Eight years ago, when Peter and I started this project, public interest in ‘epistemic X’ was steadily going up. Knowing, that the interest in ‘wisdom’ was falling, it made sense for us to invest some our intellectual energy into understanding ‘epistemic fluency’. At least, there was an implicit hope that this may compensate for the ‘fall’ in ‘wisdom’.
Has the situation changed after 8 years? It is hard to get ‘hard’ evidence, but from looking at Twitter’s feeds, I think it is safe to say that public interest in ‘epistemic X’ was as ever on peak. But ‘X’, to my dismay, wasn’t ‘fluency’.

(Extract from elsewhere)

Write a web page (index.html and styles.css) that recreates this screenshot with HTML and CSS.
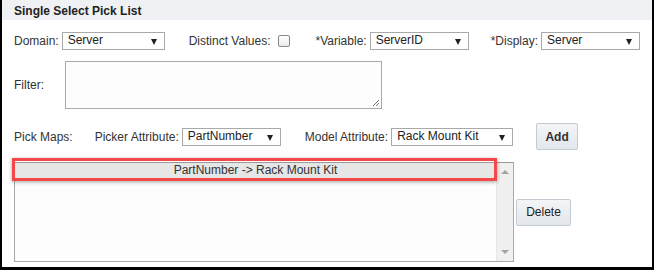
FILE: index.html
```html
<!DOCTYPE html>
<html>
<head>
<meta charset="utf-8">
<link rel="stylesheet" href="styles.css">
</head>
<body>
<div class="frame">
  <div class="header">Single Select Pick List</div>
  <div class="content">
    <div class="row row-top">
      <span class="lbl">Domain:</span>
      <div class="sel sel-domain"><span>Server</span><i class="arrow"></i></div>
      <span class="lbl lbl-distinct">Distinct Values:</span>
      <span class="checkbox"></span>
      <span class="lbl lbl-variable">*Variable:</span>
      <div class="sel sel-var"><span>ServerID</span><i class="arrow"></i></div>
      <span class="lbl lbl-display">*Display:</span>
      <div class="sel sel-disp"><span>Server</span><i class="arrow"></i></div>
    </div>
    <div class="row row-filter">
      <span class="lbl lbl-filter">Filter:</span>
      <div class="textarea">
        <svg class="grip" width="8" height="8" viewBox="0 0 8 8"><path d="M7 1 L1 7 M7 4 L4 7" stroke="#777" stroke-width="1" fill="none"/></svg>
      </div>
    </div>
    <div class="row row-maps">
      <span class="lbl">Pick Maps:</span>
      <span class="lbl lbl-picker">Picker Attribute:</span>
      <div class="sel sel-picker"><span>PartNumber</span><i class="arrow"></i></div>
      <span class="lbl lbl-model">Model Attribute:</span>
      <div class="sel sel-model"><span>Rack Mount Kit</span><i class="arrow"></i></div>
      <button class="btn btn-add">Add</button>
    </div>
    <div class="row row-list">
      <div class="listbox">
        <div class="options">
          <div class="option">PartNumber -&gt; Rack Mount Kit</div>
        </div>
        <div class="scrollbar">
          <i class="sb-up"></i>
          <i class="sb-down"></i>
        </div>
        <div class="highlight"></div>
      </div>
      <button class="btn btn-delete">Delete</button>
    </div>
  </div>
</div>
</body>
</html>
```
FILE: styles.css
```css
html, body {
  margin: 0;
  padding: 0;
  background: #fff;
}
body {
  font-family: "Liberation Sans", Arial, sans-serif;
  font-size: 12px;
  color: #333;
}
.frame {
  width: 654px;
  height: 270px;
  box-sizing: border-box;
  border: 2px solid #000;
  border-top: 0;
  border-bottom-width: 3px;
  overflow: hidden;
}
.header {
  height: 20px;
  background: #f0f1f5;
  padding-left: 12px;
  font-weight: bold;
  font-size: 12px;
  line-height: 22px;
  color: #222;
}
.content {
  padding: 12px 0 0 12px;
}
.row {
  display: flex;
  align-items: center;
}
.lbl {
  white-space: nowrap;
  color: #333;
}
.sel {
  position: relative;
  box-sizing: border-box;
  height: 18px;
  border: 1px solid #a9a9a9;
  background: #fff;
  padding-left: 5px;
  line-height: 15px;
  font-size: 12px;
  color: #222;
  margin-left: 3px;
}
.arrow {
  position: absolute;
  right: 7px;
  top: 6px;
  width: 0;
  height: 0;
  border-left: 3px solid transparent;
  border-right: 3px solid transparent;
  border-top: 6px solid #222;
}
.row-top { height: 17px; }
.sel-domain { width: 103px; }
.lbl-distinct { margin-left: 24px; }
.checkbox {
  box-sizing: border-box;
  width: 12px;
  height: 12px;
  border: 1px solid #8a8a8a;
  border-radius: 2px;
  background: linear-gradient(#fff, #eaeaea);
  margin-left: 7px;
}
.lbl-variable { margin-left: 26px; }
.sel-var { width: 99px; }
.lbl-display { margin-left: 22px; }
.sel-disp { width: 99px; }

.row-filter { margin-top: 12px; }
.lbl-filter { width: 51px; }
.textarea {
  position: relative;
  box-sizing: border-box;
  width: 317px;
  height: 48px;
  border: 1px solid #a9a9a9;
  background: #fdfdfd;
}
.grip {
  position: absolute;
  right: 1px;
  bottom: 1px;
}

.row-maps { margin-top: 14px; height: 27px; }
.lbl-picker { margin-left: 22px; }
.sel-picker { width: 99px; }
.lbl-model { margin-left: 24px; }
.sel-model { width: 122px; }
.btn {
  box-sizing: border-box;
  font-family: "Liberation Sans", Arial, sans-serif;
  font-size: 12px;
  font-weight: bold;
  color: #333;
  border: 1px solid #c3cad2;
  border-radius: 2px;
  background: linear-gradient(#f3f5f7, #e2e7eb);
  padding: 0;
  height: 27px;
}
.btn-add { width: 42px; margin-left: 23px; }

.row-list { margin-top: 12px; }
.listbox {
  position: relative;
  box-sizing: border-box;
  width: 500px;
  height: 100px;
  border: 1px solid #a9a9a9;
  border-top-color: #9a9a9a;
  background: #fdfdfd;
  display: flex;
}
.options {
  flex: 1;
}
.option {
  height: 16px;
  line-height: 14px;
  background: #e6e6e6;
  text-align: center;
  color: #333;
  font-size: 12px;
}
.scrollbar {
  position: relative;
  width: 16px;
  background: #f0f0f0;
  border-left: 1px solid #e6e6e6;
}
.sb-up, .sb-down {
  position: absolute;
  left: 4px;
  width: 0;
  height: 0;
  border-left: 4px solid transparent;
  border-right: 4px solid transparent;
}
.sb-up { top: 7px; border-bottom: 4px solid #a3a3a3; }
.sb-down { bottom: 7px; border-top: 4px solid #a3a3a3; }
.highlight {
  position: absolute;
  left: -3px;
  top: -5px;
  width: 485px;
  height: 23px;
  box-sizing: border-box;
  border: 3px solid #f44848;
  box-shadow: 0 1px 4px rgba(0,0,0,0.35);
}
.btn-delete { width: 55px; margin-left: 2px; font-weight: normal; color: #222; }
```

‘Epistemic closure’ was certainly on the top of the list (particularly around the US election time), followed by ‘epistemic nihilism’, ‘epistemic injustice’, ‘epistemic uncertainty’, ‘epistemic violence’, even ‘epistemic sexism’. (I am less sure about ‘wisdom’, but its antonym ‘stupidity’ certainly was on peak too, in 2016.)
What does it mean for education? On the one hand, we may simply ignore this: word ‘epistemic’ equally happily floats above everything that we hate or value. On the other hand, we should admit that our educational systems have not yet succeeded rising up an epistemically wise and respectful population.
It is likely that 2017 will be even more epistemically challenging. We haven’t yet learnt to participate in democracies that we created, and now we need to debate democracies in which we find ourselves. This is why we need epistemic fluency.